Indians who considered Trump’s America a safe haven are in for a nasty wake up call. Like Muslims and Jews, Indians are not immune to racist attacks.
On Thursday, a Kansas man open fired at a bar in the city of Olathe, killing 32-year-old Srinivas Kuchibhotla and injuring his colleague, 32-year-old Alok Madasani. Both men were Indian immigrants who work in GPS-maker Garmin’s aviation department. The gunman also wounded a local American Ian Grillot, 24, who tried to intervene when the man started shooting.
Garmin has a customer service center a mile from the scene of the shooting at Austins Bar and Grill—a joint the two men reportedly frequented. Garmin took to Facebook to offer their condolences.
Five hours after the incident, 51-year-old Adam Purinton was arrested at an Applebee’s and charged with one count of premeditated first-degree murder and two counts of attempted premeditated first-degree murder in Johnson County, Kansas, District Attorney Stephen Howe said.

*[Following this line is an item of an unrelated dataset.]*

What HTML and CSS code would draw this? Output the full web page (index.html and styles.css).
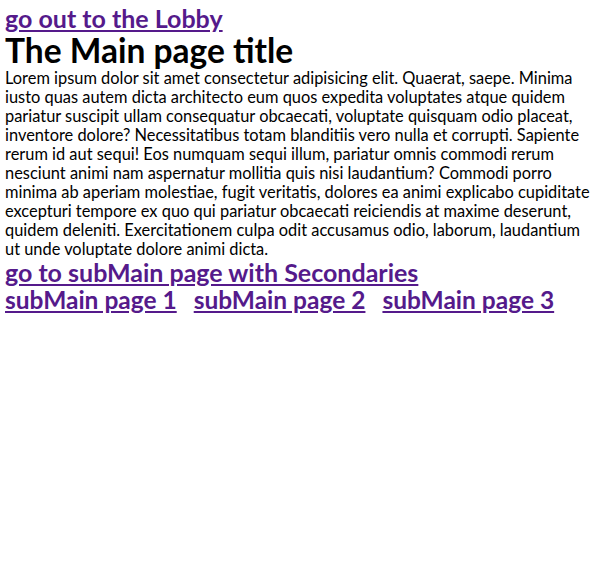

While fleeing, Purinton allegedly told an Applebee’s employee that he needed a place to hide because he had killed two Middle Eastern men, the Kansas City Star reported. A bystander at the crime scene recounted the gunman yelling “get out of my country” before attacking the Indian men.
Though violence and hateful rhetoric has escalated since Trump’s inauguration, many Indians—in America and abroad—interpreted the US president’s calls to clamp down on Muslim migrants as support for their Hindu-majority country. The loyalists applauded Trump’s separatist politics in tackling terrorism. The major concern under the new administration was a possible restrictions on work visas for many Indians. They remained blissfully ignorant of the threat their skin posed.
In the weeks after the election, Muslims living in America encountered racist graffiti, threatening fliers, and physical attacks; anti-semitic attacks have risen too. When Trump banned people from several Muslim-majority countries, his supporters backed him—even those who themselves are immigrants. However, the brutal shooting shows that bigots don’t seek out differences in religion or nationality—for many, color is excuse enough for discrimination.
In recent months, Madasani’s father Jaganmohan Reddy had been asking his son to come home as the racial climate in the US worsened with Trump’s campaign trail and eventual election. “I appeal to all the parents in India not to send their children to the United States in the present circumstances,” Reddy told the Hindustan Times.
Although federal investigators have not yet labeled the incident a hate crime, Indians around the world are realizing the harsh reality of Trump’s “America First” policies.